OK now, is it Mobile Linux or Embedded Linux?

There are two categories on Wikipedia: Embedded Linux (with its own article) and Mobile Linux (without its own article, don’t know if it’ll be redundant to create one).

I’m confused about this because Mobile Linux (which is meant to go onto “mobile”, “traveling” devices such as smartphones, PDAs/”palmtops” and PMPs) is generally assumed as being a specific form of Embedded Linux (which goes on both mobile and stationary devices, such as networking hubs, robots and non-GUI machinery).

However, you also have the “Netbook“, “MID” and “tablet PC” Linux distributions that are coming out. These are meant to be “mobile”, in both the laptop sense and the phone sense, since you can carry such smaller “-tops” in a small bag, a purse, or other place where you can often find a mobile phone located (except for the pocket….apparently, they won’t get to that point until multitouch “-tops” will replace the “-book”‘s keyboard, and that will take years to put out to market).
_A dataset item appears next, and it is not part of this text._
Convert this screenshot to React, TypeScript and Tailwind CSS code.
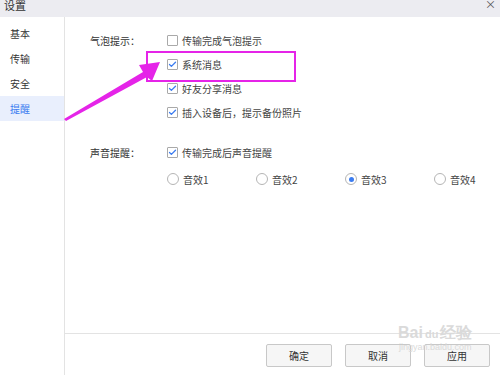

Furthermore, while this smaller type of “-top” may (like the MacBook Air) or may not lack an optical drive, it will also have a way to install an operating system from some physical device, whether it is through a wireless optical drive that syncs to the “-top” or through a USB flash drive stick that can be stuck into a port on the side of the “-top”. Mobile Linux devices – at least the smartphones – don’t have this option, as don’t other smartphones with different operating systems installed, although Linux has been installed (through various jerry-rigged ways, onto PMPs and PDAs which aren’t locked into a carrier).

So where does the mobile Embedded with no user-software flexibility end and the mobile Netbook/MID with user-installable OS and software begin?

If the smaller luggable laptops are becoming as small and compact as the Mobile Embedded devices, then should the Netbooks and their operating systems be included into the “Mobile Linux” Category, alongside the smartphones, PDAs and PMPs?

(I also notice that with the current hoopla being given to Linux-based smartphones and Linux-based subnotebooks, one doesn’t hear that much about Linux PDAs or Linux PMPs, although that may only be because of the respective lack of native Linux support for PDA-compatible wireless and PMP-compatible codecs that won’t wear down batteries. Oh well.)